Chapter 20


Our conservative locking in _db_dodelete is to avoid race conditions with db_nextrec. If the call to _db_writedat were not protected with a write lock, it would be possible to erase the data record while db_nextrec was reading that data record: db_nextrec would read an index record, determine that it was not blank, and then read the data record, which could be erased by _db_dodelete between the calls to _db_readidx and _db_readdat in db_nextrec.

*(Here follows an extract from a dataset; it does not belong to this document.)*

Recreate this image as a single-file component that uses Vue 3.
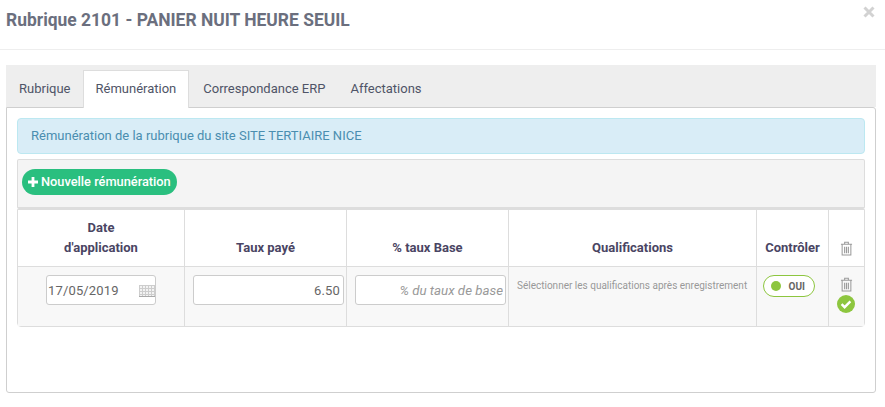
<script setup>
const tabs = ['Rubrique', 'Rémunération', 'Correspondance ERP', 'Affectations']
</script>

<template>
  <div class="modal">
    <header class="head">
      <h1>Rubrique 2101 - PANIER NUIT HEURE SEUIL</h1>
      <svg class="close" width="12" height="12" viewBox="0 0 12 12"><path d="M1.5 1.5l9 9M10.5 1.5l-9 9" stroke="#d2d2d2" stroke-width="3" fill="none"/></svg>
    </header>
    <div class="body">
      <nav class="tabs">
        <a v-for="(t, i) in tabs" :key="t" class="tab" :class="{ active: i === 1 }">{{ t }}</a>
      </nav>
      <section class="panel">
        <div class="alert">Rémunération de la rubrique du site SITE TERTIAIRE NICE</div>
        <div class="well">
          <button class="add">
            <svg width="10" height="10" viewBox="0 0 10 10"><path d="M3.6 0h2.8v3.6H10v2.8H6.4V10H3.6V6.4H0V3.6h3.6z" fill="#fff"/></svg>
            <span>Nouvelle rémunération</span>
          </button>
        </div>
        <table class="grid">
          <colgroup>
            <col style="width:167px" /><col style="width:162px" /><col style="width:162px" />
            <col style="width:248px" /><col style="width:72px" /><col />
          </colgroup>
          <thead>
            <tr>
              <th>Date<br />d'application</th>
              <th>Taux payé</th>
              <th>% taux Base</th>
              <th>Qualifications</th>
              <th>Contrôler</th>
              <th class="ic">
                <svg class="trash" width="13" height="15" viewBox="0 0 14 16"><g fill="none" stroke="#9a9a9a" stroke-width="1.1"><path d="M1 3.5h12M5 3.3V1.2h4v2.1M2.3 3.7V15h9.4V3.7"/><path d="M5 6v7M7 6v7M9 6v7" stroke-width="1.2"/></g></svg>
              </th>
            </tr>
          </thead>
          <tbody>
            <tr>
              <td class="c">
                <div class="date">
                  <span>17/05/2019</span>
                  <svg width="16" height="12" viewBox="0 0 16 12"><rect width="16" height="12" fill="#f3f3f3"/><path d="M0 .5h16M0 3.5h16M0 6.5h16M0 9.5h16M.5 0v12M3.5 0v12M6.5 0v12M9.5 0v12M12.5 0v12M15.5 0v12" stroke="#cdcdcd" stroke-width="1"/><path d="M0 11.5h16" stroke="#a9a9a9" stroke-width="1"/></svg>
                </div>
              </td>
              <td class="c"><input class="inp" value="6.50" /></td>
              <td class="c"><input class="inp ph" placeholder="% du taux de base" /></td>
              <td class="qual">Sélectionner les qualifications après enregistrement</td>
              <td class="c">
                <span class="toggle"><i></i><b>OUI</b></span>
              </td>
              <td class="ic act">
                <svg class="trash" width="13" height="15" viewBox="0 0 14 16"><g fill="none" stroke="#9a9a9a" stroke-width="1.1"><path d="M1 3.5h12M5 3.3V1.2h4v2.1M2.3 3.7V15h9.4V3.7"/><path d="M5 6v7M7 6v7M9 6v7" stroke-width="1.2"/></g></svg>
                <svg class="ok" width="18" height="18" viewBox="0 0 18 18"><circle cx="9" cy="9" r="9" fill="#8dc63f"/><path d="M4.6 9.2l3 3 5.8-5.8" fill="none" stroke="#fff" stroke-width="2.4"/></svg>
              </td>
            </tr>
          </tbody>
        </table>
      </section>
    </div>
  </div>
</template>

<style>
html, body { margin: 0; background: #fff; }
</style>

<style scoped>
.modal {
  width: 885px;
  height: 407px;
  overflow: hidden;
  font-family: Roboto, "Liberation Sans", sans-serif;
  color: #4f5467;
  position: relative;
}
.head {
  height: 49px;
  border-bottom: 1px solid #eeeeee;
  padding-left: 6px;
}
.head h1 {
  margin: 0;
  padding-top: 9px;
  font-size: 17.45px;
  line-height: 22px;
  font-weight: 700;
  color: #6b6f7e;
}
.close {
  position: absolute;
  top: 6px;
  right: 10px;
}
.body { padding: 15px 9px 0 6px; }
.tabs {
  display: flex;
  height: 42px;
  background: #eeeeee;
  align-items: flex-end;
}
.tab {
  height: 37px;
  box-sizing: border-box;
  padding: 0 12px;
  font-size: 13px;
  line-height: 36px;
  color: #4f5467;
  border: 1px solid transparent;
  border-bottom: 0;
}
.tab:first-child { padding-right: 11px; }
.tab:last-child { margin-left: -1px; }
.tab.active {
  background: #fff;
  border-color: #dddddd;
  margin-bottom: -1px;
  margin-right: 1px;
  height: 38px;
  position: relative;
}
.panel {
  height: 286px;
  box-sizing: border-box;
  border: 1px solid #cfcfcf;
  border-radius: 0 3px 3px 3px;
  padding: 10px;
  background: #fff;
}
.alert {
  height: 36px;
  box-sizing: border-box;
  background: #d9edf7;
  border: 1px solid #bce8f1;
  border-radius: 4px;
  padding: 0 13px;
  font-size: 13px;
  line-height: 34px;
  color: #4a8eb0;
}
.well {
  margin-top: 5px;
  height: 50px;
  box-sizing: border-box;
  background: #f4f4f4;
  border: 1px solid #dddddd;
  border-bottom-width: 2px;
  border-radius: 2px;
  padding: 9px 4px;
}
.add {
  display: flex;
  align-items: center;
  gap: 3px;
  height: 26px;
  width: 155px;
  padding: 0 0 0 6px;
  border: 0;
  border-radius: 13px;
  background: #2abf7f;
  color: #fff;
  font: 500 12.8px Roboto, sans-serif;
  white-space: nowrap;
}
.add span { position: relative; top: -1px; }
.grid {
  width: 848px;
  height: 118px;
  table-layout: fixed;
  border-collapse: separate;
  border-spacing: 0;
  border: 1px solid #dddddd;
  border-radius: 0 0 4px 4px;
  box-sizing: border-box;
}
.grid th {
  height: 57px;
  box-sizing: border-box;
  padding: 0 0 8px;
  font-size: 13px;
  line-height: 20px;
  font-weight: 700;
  color: #4a4563;
  vertical-align: bottom;
  text-align: center;
  border-right: 1px solid #dddddd;
  border-bottom: 1px solid #dddddd;
}
.grid th:last-child, .grid td:last-child { border-right: 0; }
.grid td {
  background: #f8f8f8;
  border-right: 1px solid #dddddd;
  vertical-align: top;
  padding: 0;
}
.c { text-align: center; }
.c > * { margin-top: 8px; }
.date {
  display: inline-flex;
  box-sizing: border-box;
  width: 110px;
  height: 30px;
  align-items: center;
  justify-content: space-between;
  background: #fff;
  border: 1px solid #cccccc;
  border-radius: 3px;
  padding: 0 0 0 1px;
  font-size: 13px;
  color: #666;
  letter-spacing: 0.15px;
}
.date svg { margin-top: 2px; }
.inp {
  display: block;
  box-sizing: border-box;
  width: 151px;
  height: 30px;
  margin: 8px 0 0 8px;
  background: #fff;
  border: 1px solid #cccccc;
  border-radius: 3px;
  padding: 0 3px;
  text-align: right;
  font: 13px Roboto, sans-serif;
  color: #666;
  letter-spacing: 0.15px;
  outline: none;
}
.ph { padding-right: 2px; letter-spacing: 0; font-size: 13.3px; }
.ph::placeholder { color: #999; font-style: italic; opacity: 1; }
.qual {
  font-size: 10px;
  line-height: 14px;
  color: #999;
  padding: 12px 0 0 8px !important;
  white-space: nowrap;
}
.toggle {
  display: inline-flex;
  align-items: center;
  box-sizing: border-box;
  width: 52px;
  height: 22px;
  border: 1px solid #8dc63f;
  border-radius: 11px;
  background: #fff;
  padding-left: 7px;
  margin-right: 8px;
}
.toggle i { width: 10px; height: 10px; border-radius: 50%; background: #8dc63f; }
.toggle b { font-size: 10px; font-weight: 700; color: #666; margin-left: 8px; }
.ic { text-align: center; }
.grid th.ic { padding-bottom: 10px; }
.trash { display: block; margin: 0 auto; position: relative; left: -0.5px; }
.act .trash { margin-top: 10px; }
.ok { display: block; margin: 3px auto 0; position: relative; left: -1px; }
</style>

Assume that db_nextrec calls _db_readidx, which reads the key into the index buffer for the process. This process is then stopped by the kernel, and another process runs. This other process calls db_delete, and the record being read by the other process is deleted. Both its key and its data are rewritten in the two files as all blanks. The first process resumes and calls _db_readdat (from db_nextrec) and reads the all-blank data record. The read lock by db_nextrec allows it to do the read of the index record, followed by the read of the data record, as an atomic operation (with regard to other cooperating processes using the same database).


With mandatory locking, other readers and writers are affected. Other reads and writes are blocked by the kernel until the locks placed by _db_writeidx and _db_writedat are removed.


By writing the data record before the index record, we protect ourselves from generating a corrupt record if the process should be killed in between the two writes. If the process were to write the index record first, but be killed before writing the data record, then we'd have a valid index record that pointed to invalid data.